WRITTEN TASK: Return each line containing "React".
* Begin *
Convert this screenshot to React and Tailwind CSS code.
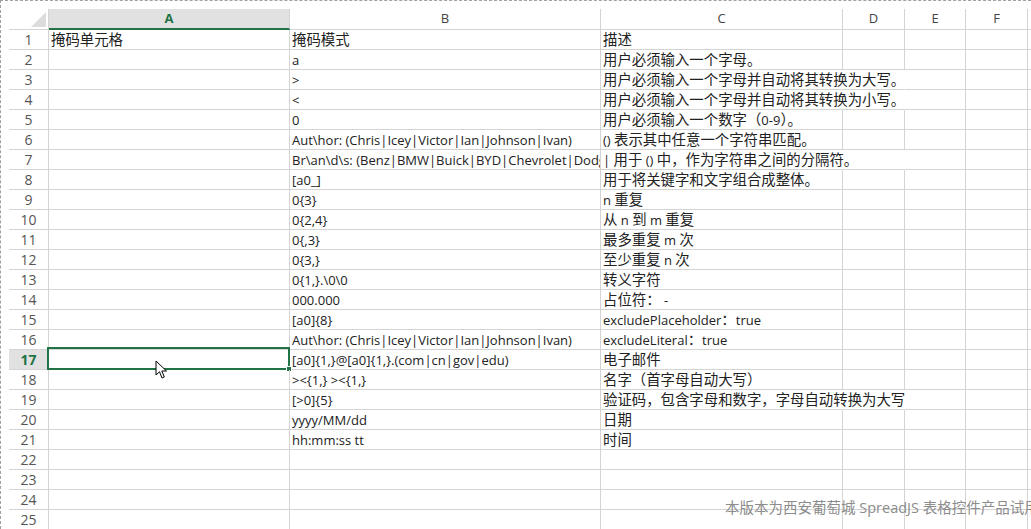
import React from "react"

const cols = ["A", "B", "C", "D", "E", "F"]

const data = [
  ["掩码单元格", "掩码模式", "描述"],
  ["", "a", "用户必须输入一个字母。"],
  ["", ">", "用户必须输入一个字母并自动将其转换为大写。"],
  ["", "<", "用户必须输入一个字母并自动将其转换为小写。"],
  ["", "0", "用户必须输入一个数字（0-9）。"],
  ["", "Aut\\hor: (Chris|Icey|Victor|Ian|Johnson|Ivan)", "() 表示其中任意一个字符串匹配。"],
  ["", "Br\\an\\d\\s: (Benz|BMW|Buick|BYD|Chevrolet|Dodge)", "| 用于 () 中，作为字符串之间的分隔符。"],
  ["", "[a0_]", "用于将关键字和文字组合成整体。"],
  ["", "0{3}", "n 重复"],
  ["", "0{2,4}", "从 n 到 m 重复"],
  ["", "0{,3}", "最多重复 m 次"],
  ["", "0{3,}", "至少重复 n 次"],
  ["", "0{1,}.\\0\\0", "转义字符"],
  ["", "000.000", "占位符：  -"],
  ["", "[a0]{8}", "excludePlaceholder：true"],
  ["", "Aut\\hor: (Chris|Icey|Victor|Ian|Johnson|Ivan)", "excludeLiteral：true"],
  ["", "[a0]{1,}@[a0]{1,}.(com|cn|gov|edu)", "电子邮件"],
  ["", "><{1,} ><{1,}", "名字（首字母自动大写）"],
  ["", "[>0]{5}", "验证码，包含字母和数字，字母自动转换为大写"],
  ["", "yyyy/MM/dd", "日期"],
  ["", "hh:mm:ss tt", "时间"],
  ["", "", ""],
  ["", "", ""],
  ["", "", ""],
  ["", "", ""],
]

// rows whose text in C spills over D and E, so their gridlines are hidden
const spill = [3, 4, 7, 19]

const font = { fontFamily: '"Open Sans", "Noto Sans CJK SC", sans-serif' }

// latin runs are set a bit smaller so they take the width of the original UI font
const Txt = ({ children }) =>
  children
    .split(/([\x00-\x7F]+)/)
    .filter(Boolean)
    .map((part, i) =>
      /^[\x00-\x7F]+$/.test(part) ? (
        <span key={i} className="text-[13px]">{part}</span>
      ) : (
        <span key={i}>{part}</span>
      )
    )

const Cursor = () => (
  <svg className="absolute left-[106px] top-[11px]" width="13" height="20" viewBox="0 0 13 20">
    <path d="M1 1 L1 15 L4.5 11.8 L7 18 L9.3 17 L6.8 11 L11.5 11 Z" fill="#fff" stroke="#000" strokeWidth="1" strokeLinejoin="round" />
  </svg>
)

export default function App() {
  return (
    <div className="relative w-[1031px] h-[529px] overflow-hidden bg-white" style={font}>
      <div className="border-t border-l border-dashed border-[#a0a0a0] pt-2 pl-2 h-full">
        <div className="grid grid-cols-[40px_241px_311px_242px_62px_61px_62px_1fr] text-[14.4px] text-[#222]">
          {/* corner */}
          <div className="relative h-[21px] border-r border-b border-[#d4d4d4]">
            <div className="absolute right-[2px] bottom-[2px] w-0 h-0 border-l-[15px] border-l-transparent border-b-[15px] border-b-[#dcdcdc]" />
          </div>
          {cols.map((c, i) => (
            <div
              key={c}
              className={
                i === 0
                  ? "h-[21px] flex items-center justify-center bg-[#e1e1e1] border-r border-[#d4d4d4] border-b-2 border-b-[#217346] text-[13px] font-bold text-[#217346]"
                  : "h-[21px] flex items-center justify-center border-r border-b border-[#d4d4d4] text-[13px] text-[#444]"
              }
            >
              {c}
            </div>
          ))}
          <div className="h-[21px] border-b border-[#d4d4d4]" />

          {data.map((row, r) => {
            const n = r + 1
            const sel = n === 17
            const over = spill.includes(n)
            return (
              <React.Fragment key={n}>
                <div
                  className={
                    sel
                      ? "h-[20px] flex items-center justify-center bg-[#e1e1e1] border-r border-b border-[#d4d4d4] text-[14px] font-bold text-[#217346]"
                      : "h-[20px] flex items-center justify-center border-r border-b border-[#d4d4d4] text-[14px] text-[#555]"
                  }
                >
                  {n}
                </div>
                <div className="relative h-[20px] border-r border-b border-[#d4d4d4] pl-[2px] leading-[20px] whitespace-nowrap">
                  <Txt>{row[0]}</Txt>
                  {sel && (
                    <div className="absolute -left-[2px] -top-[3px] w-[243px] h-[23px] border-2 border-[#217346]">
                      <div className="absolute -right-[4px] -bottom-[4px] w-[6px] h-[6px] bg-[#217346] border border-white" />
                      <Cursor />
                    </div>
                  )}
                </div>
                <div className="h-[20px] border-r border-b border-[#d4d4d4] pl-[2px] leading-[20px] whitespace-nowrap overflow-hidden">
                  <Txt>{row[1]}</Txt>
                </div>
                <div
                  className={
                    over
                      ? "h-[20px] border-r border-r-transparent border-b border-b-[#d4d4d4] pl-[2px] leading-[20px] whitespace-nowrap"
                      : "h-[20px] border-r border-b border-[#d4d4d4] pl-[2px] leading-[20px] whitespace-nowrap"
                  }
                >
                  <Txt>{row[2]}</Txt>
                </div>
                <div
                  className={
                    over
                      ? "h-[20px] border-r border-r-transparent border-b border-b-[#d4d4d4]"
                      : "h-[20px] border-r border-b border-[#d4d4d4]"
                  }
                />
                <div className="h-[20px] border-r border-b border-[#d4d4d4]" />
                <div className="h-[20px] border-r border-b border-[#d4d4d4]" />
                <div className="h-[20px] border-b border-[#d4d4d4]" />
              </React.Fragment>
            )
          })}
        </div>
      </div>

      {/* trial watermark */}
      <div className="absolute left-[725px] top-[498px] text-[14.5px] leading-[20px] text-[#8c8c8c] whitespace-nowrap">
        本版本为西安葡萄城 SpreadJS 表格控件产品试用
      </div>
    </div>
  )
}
* End *
FINISHED ANSWER:
Convert this screenshot to React and Tailwind CSS code.
import React from "react"
              <React.Fragment key={n}>
              </React.Fragment>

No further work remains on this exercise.